Today we have 4-5th year students in engineering who haven’t completed a single course in analog circuit design. There’s the basic mandatory physics that gloss over Ohm’s and Kirchoff’s laws and some circuit analysis, but I find that 80-90% of students don’t remember any of it. They can’t calculate a simple resistor circuit, or understand its applications.
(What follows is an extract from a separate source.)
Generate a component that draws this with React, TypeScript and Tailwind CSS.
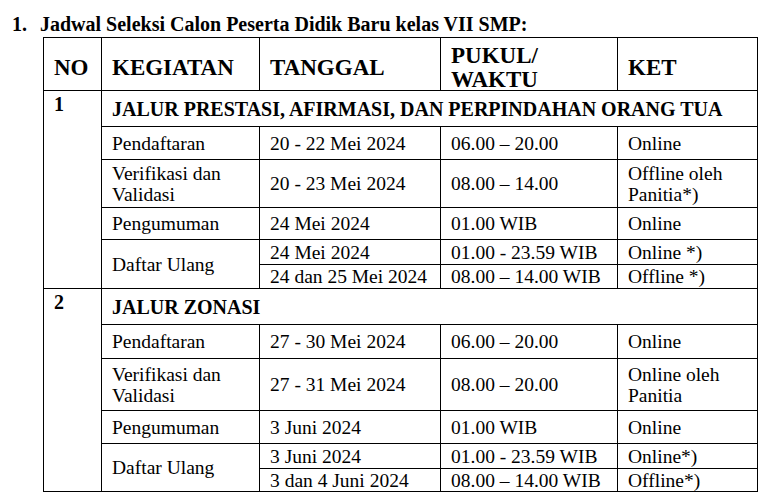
type Line = { tanggal: string; pukul: string; ket: string[] };
type Item = { kegiatan: string[]; lines: Line[] };
type Section = { no: string; title: string; items: Item[] };

const sections: Section[] = [
  {
    no: "1",
    title: "JALUR PRESTASI, AFIRMASI, DAN PERPINDAHAN ORANG TUA",
    items: [
      { kegiatan: ["Pendaftaran"], lines: [{ tanggal: "20 - 22 Mei 2024", pukul: "06.00 – 20.00", ket: ["Online"] }] },
      {
        kegiatan: ["Verifikasi dan", "Validasi"],
        lines: [{ tanggal: "20 - 23 Mei 2024", pukul: "08.00 – 14.00", ket: ["Offline oleh", "Panitia*)"] }],
      },
      { kegiatan: ["Pengumuman"], lines: [{ tanggal: "24 Mei 2024", pukul: "01.00 WIB", ket: ["Online"] }] },
      {
        kegiatan: ["Daftar Ulang"],
        lines: [
          { tanggal: "24 Mei 2024", pukul: "01.00 - 23.59 WIB", ket: ["Online *)"] },
          { tanggal: "24 dan 25 Mei 2024", pukul: "08.00 – 14.00 WIB", ket: ["Offline *)"] },
        ],
      },
    ],
  },
  {
    no: "2",
    title: "JALUR ZONASI",
    items: [
      { kegiatan: ["Pendaftaran"], lines: [{ tanggal: "27 - 30 Mei 2024", pukul: "06.00 – 20.00", ket: ["Online"] }] },
      {
        kegiatan: ["Verifikasi dan", "Validasi"],
        lines: [{ tanggal: "27 - 31 Mei 2024", pukul: "08.00 – 20.00", ket: ["Online oleh", "Panitia"] }],
      },
      { kegiatan: ["Pengumuman"], lines: [{ tanggal: "3 Juni 2024", pukul: "01.00 WIB", ket: ["Online"] }] },
      {
        kegiatan: ["Daftar Ulang"],
        lines: [
          { tanggal: "3 Juni 2024", pukul: "01.00 - 23.59 WIB", ket: ["Online*)"] },
          { tanggal: "3 dan 4 Juni 2024", pukul: "08.00 – 14.00 WIB", ket: ["Offline*)"] },
        ],
      },
    ],
  },
];

const spanClass: Record<number, string> = {
  1: "row-span-1",
  2: "row-span-2",
  6: "row-span-6",
};

const cell = "border-r border-b border-black flex items-center px-[10px]";
const head = `${cell} pt-[7px] text-[23px] leading-[24px] font-bold`;
const body = `${cell} text-[19.5px] leading-[21px] whitespace-nowrap`;

const App = () => {
  return (
    <div className="w-[768px] h-[494px] bg-white text-black font-['Liberation_Serif',serif] overflow-hidden">
      {/* Title */}
      <div className="h-[37px] pt-[13px] flex text-[20px] leading-[23px] font-bold">
        <span className="pl-[12px] w-[40px]">1.</span>
        <span>Jadwal Seleksi Calon Peserta Didik Baru kelas VII SMP:</span>
      </div>

      {/* Table */}
      <div className="ml-[43px] w-fit grid grid-cols-[58px_158px_181px_177px_140px] grid-rows-[53px_36px_33px_48px_32px_25px_24px_36px_34px_52px_33px_25px_23px] border-l border-t border-black">
        <div className={head}>NO</div>
        <div className={head}>KEGIATAN</div>
        <div className={head}>TANGGAL</div>
        <div className={head}>
          <div>
            <div>PUKUL/</div>
            <div>WAKTU</div>
          </div>
        </div>
        <div className={head}>KET</div>

        {sections.map((s) => {
          const total = 1 + s.items.reduce((n, it) => n + it.lines.length, 0);
          return [
            <div
              key={s.no + "-no"}
              className={`${spanClass[total]} border-r border-b border-black px-[10px] pt-[3px] text-[20px] leading-[20px] font-bold`}
            >
              {s.no}
            </div>,
            <div key={s.no + "-title"} className={`${cell} col-span-4 text-[20px] font-bold`}>
              {s.title}
            </div>,
            ...s.items.flatMap((it, i) => [
              <div key={`${s.no}-${i}-k`} className={`${body} ${spanClass[it.lines.length]}`}>
                <div>
                  {it.kegiatan.map((t) => (
                    <div key={t}>{t}</div>
                  ))}
                </div>
              </div>,
              ...it.lines.flatMap((l, j) => [
                <div key={`${s.no}-${i}-${j}-t`} className={body}>
                  {l.tanggal}
                </div>,
                <div key={`${s.no}-${i}-${j}-p`} className={body}>
                  {l.pukul}
                </div>,
                <div key={`${s.no}-${i}-${j}-c`} className={body}>
                  <div>
                    {l.ket.map((t) => (
                      <div key={t}>{t}</div>
                    ))}
                  </div>
                </div>,
              ]),
            ]),
          ];
        })}
      </div>
    </div>
  );
};

export default App;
It’s frustrating when they land on an advanced course that deals with among other things, analog signal feedback and amplification, and we have to teach them remedial high-school level electronics just so they can keep up with the material. They’re so much behind that even as they pass the course, learning just that needle-thin wedge of special knowledge required to pass the exam, they will never be able to apply the knowledge in the real world.

2. Col. Panek says:

I graduated in 1970 without hearing any prof mentioning tube technology. I spent the next 40 years designing, building, and testing high power radar transmitters with traveling wave tubes, klystrons, magnetrons, thyratrons, …. etc.

3. Dr. Robert says:

The circuits depicted here are FX loop return stages. Valve Wizard goes into LNFB in a more broad sense but this circuit was originally discussed in the ‘The Ultimate Tone’ (Kevin O’Conner, 1995) as an effects return stage. The LNFB is meant to stabilize the gain to account for varying drive levels coming from external effects units as well as helping to preserve the overall fidelity of the effected sound. What’s not shown however is the series/parallel virtual earth mixer that preceded it so it looks like there’s no grid-leak to ground when in the original it was provided by the effects send and return level pots; if there’s a post FX-loop master volume pot after the return stage, that’s also a grounding point.

4. Capo says:

The circuits in the write up will simply not work. The gate is not correctly biased. Without this the rest of the writeup is simply not very relevant and does not teach anyone how to setup a vacuum tube circuit.